While working in Behavior Change product, it’s usual for us to hear:
“I want the user to learn X and then put it into practice.” or “I’ve tried to add an education section where I explain everything they need to know, but they don’t seem to be getting it.” Here is the deal, users won’t read your lengthy text walls. They just won’t.
This forces us to find a way to deliver knowledge required to make the most out of the product. In everyday use, we create tutorials, introduce the complexities one by one and train while using the product itself. But there is a particular case I want to discuss, what happens when you will only follow these instructions once, or there is no actual way of using the product.
Most things we learn; we learn by doing them. But, in this case, is just not possible. A plane pilot cannot afford to make mistakes while he is in charge of hundreds of lives and you cannot train an astronaut in space to go to Space. Let’s say you have a product for flat tires, how do you explain to the user how to use it without a flat tire? How do you learn how to deal with an unhappy customer without potentially hurting a customer feelings? There are regular situations that are to either too high risk to fail or are so rare that you don’t even know if you will be facing the situation. You could try to make it so simple that you don’t have to learn anything to succeed, but sometimes simple it’s not possible. In those cases, you train using a simulation.

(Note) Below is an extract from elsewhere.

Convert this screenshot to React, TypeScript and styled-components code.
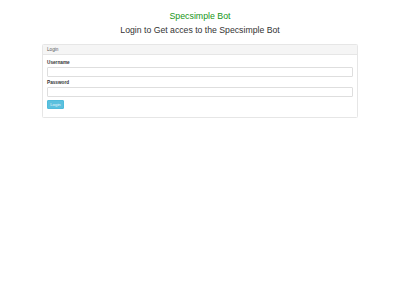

This strategy empowers the user that instead of receiving a bunch of information he gets to experience the rare occurrence, first hand, without any actual risk. Simulations allow products to train users instead of lecture them. It’s easy to imagine for a plane pilot using a simulator trying to save a plane with a broken wing. But there are many ordinary situations were this apply. Traffic police stop your car, how do you cope with that situation? That policeman has a manual of standard procedures to follow, and they train for the situation, Why shouldn’t you?
AR and VR open new possibilities for simulations and training. Train your users for domestic fires, let them experience their first electronic voting experience and prevent them messing up the ballot or help them prepare for giving a lecture. There are many possibilities for this types of approaches let me know if this article has inspired any new products!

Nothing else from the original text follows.